MORE THAN 100 taxi drivers have been killed across the country since the explosion of deportee cars began six or so years ago.

A combination of factors has generated a vast expansion of the taxi industry: redundancies have forced many people to hustle a living as taxi owners/operators; the shoddy public transport system has left a clear vacancy for the route taxis; and the cars for the service, the Japanese 'deportees', are easily available at affordable prices.

The growth of the taxi business has come at a heavy price. This must be the only country in the world where the risk of being killed as a taxi operator exceeds the risk of being killed as a security officer on dangerous streets.

The police remain baffled by what seems clearly to be targeted crime. The usual robbery factor may be there. Our investigations have, however, suggested several other important factors. For one thing, cut-throat competition seems to have led quite literally to eliminating the competition. Many operators believe that jealousy is playing a substantial role in the spate of taxi murders. The profile of several murders where the victim was not robbed and the car not stolen certainly seems to lend credence to this view.

A situation where large numbers of mostly young men, some of them ruthless and criminal-minded, are in intense, unregulated and unmonitored competition, lends itself to the violent elimination of competitors, especially in a society where life has become cheap.

The market interface between the taxi business and gangsterism is another useful lead for the police to pursue far more vigorously. We have little doubt that that connection exists. There is also the factor of the stealing of easy access cars like taxi cabs to feed the lucrative, high-demand parts market.

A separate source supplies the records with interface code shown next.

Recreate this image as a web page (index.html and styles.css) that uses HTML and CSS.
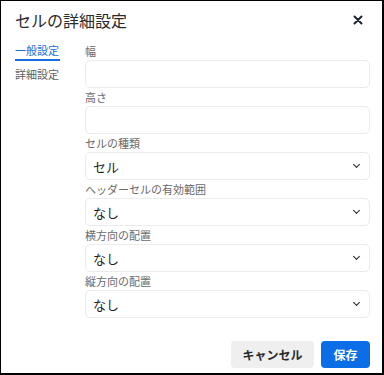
FILE: index.html
```html
<!DOCTYPE html>
<html lang="ja">

<head>
    <meta charset="UTF-8">
    <meta name="viewport" content="width=device-width, initial-scale=1.0">
    <title>セルの詳細設定</title>
    <link rel="stylesheet" href="styles.css">
</head>

<body>
    <div class="dialog">
        <div class="header">
            <h1 class="title">セルの詳細設定</h1>
            <button class="close" type="button" aria-label="閉じる">
                <svg width="10" height="10" viewBox="0 0 10 10">
                    <path d="M1.5 1.5 L8.5 8.5 M8.5 1.5 L1.5 8.5" stroke="#1c2331" stroke-width="2" stroke-linecap="round" fill="none" />
                </svg>
            </button>
        </div>

        <div class="content">
            <nav class="tabs">
                <a class="tab active">一般設定</a>
                <a class="tab">詳細設定</a>
            </nav>

            <div class="fields">
                <div class="field">
                    <label class="label">幅</label>
                    <div class="input"></div>
                </div>
                <div class="field">
                    <label class="label">高さ</label>
                    <div class="input"></div>
                </div>
                <div class="field">
                    <label class="label">セルの種類</label>
                    <div class="input select"><span>セル</span><i class="chevron"></i></div>
                </div>
                <div class="field">
                    <label class="label">ヘッダーセルの有効範囲</label>
                    <div class="input select"><span>なし</span><i class="chevron"></i></div>
                </div>
                <div class="field">
                    <label class="label">横方向の配置</label>
                    <div class="input select"><span>なし</span><i class="chevron"></i></div>
                </div>
                <div class="field">
                    <label class="label">縦方向の配置</label>
                    <div class="input select"><span>なし</span><i class="chevron"></i></div>
                </div>
            </div>
        </div>

        <div class="footer">
            <button class="btn cancel" type="button">キャンセル</button>
            <button class="btn save" type="button">保存</button>
        </div>
    </div>
</body>

</html>
```

FILE: styles.css
```css
* {
    padding: 0;
    margin: 0;
    box-sizing: border-box;
    font-family: "Noto Sans CJK JP", "Noto Sans", sans-serif;
}

body {
    background-color: #000;
}

.dialog {
    width: 381px;
    height: 372px;
    margin: 1px 0 0 1px;
    background-color: #fff;
    display: flex;
    flex-direction: column;
}

.header {
    display: flex;
    align-items: center;
    justify-content: space-between;
    height: 37px;
    padding: 0 19px 0 14px;
}

.title {
    font-size: 16px;
    font-weight: 400;
    color: #2b2b2b;
    line-height: 20px;
    padding-top: 1px;
}

.close {
    border: none;
    background: none;
    width: 10px;
    height: 10px;
    display: flex;
}

.content {
    display: flex;
    padding: 5px 12px 0 14px;
}

.tabs {
    width: 70px;
    display: flex;
    flex-direction: column;
}

.tab {
    font-size: 11px;
    line-height: 15px;
    color: #5f5f5f;
    width: 45px;
    padding-bottom: 1px;
    margin-bottom: 6px;
}

.tab.active {
    color: #1a6fe0;
    border-bottom: 2px solid #1a6fe0;
}

.fields {
    flex: 1;
    display: flex;
    flex-direction: column;
}

.field {
    display: flex;
    flex-direction: column;
}

.label {
    font-size: 11px;
    line-height: 16px;
    color: #6a6a6a;
    padding-bottom: 1px;
}

.input {
    height: 28px;
    border: 1px solid #ebebeb;
    border-radius: 5px;
    margin-bottom: 1px;
}

.select {
    display: flex;
    align-items: center;
    justify-content: space-between;
    padding: 0 10px 0 7px;
    font-size: 13px;
    color: #1f1f1f;
}

.chevron {
    width: 5px;
    height: 5px;
    border-right: 1.6px solid #1c2331;
    border-bottom: 1.6px solid #1c2331;
    transform: rotate(45deg);
    margin-top: -3px;
}

.footer {
    margin-top: auto;
    display: flex;
    justify-content: flex-end;
    gap: 7px;
    padding: 0 12px 5px 0;
}

.btn {
    height: 27px;
    border: none;
    border-radius: 4px;
    font-size: 12px;
    font-weight: 700;
    padding: 0;
}

.cancel {
    background-color: #efefef;
    color: #2b2b2b;
    width: 83px;
}

.save {
    background-color: #0b6ee6;
    color: #fff;
    width: 49px;
}
```
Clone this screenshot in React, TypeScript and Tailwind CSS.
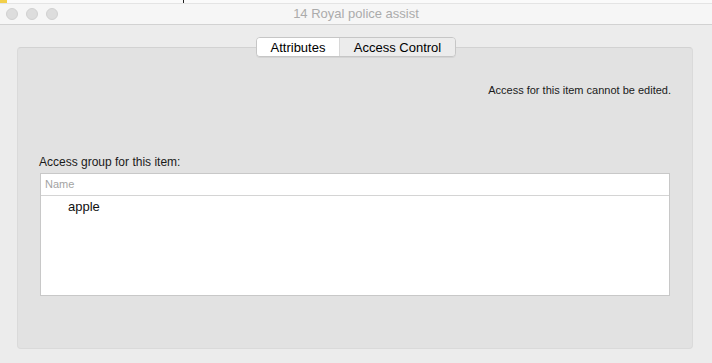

One thing is certain, crime against and within the taxi industry demands serious security attention. We get the impression that much more is known by those within the industry than is being said, another manifestation of the "see an' blind, hear and deaf" mentality which is nurturing crime in other areas. But taxi operators should have learned by this that sealed lips and resistance to regulation today may mean death tomorrow.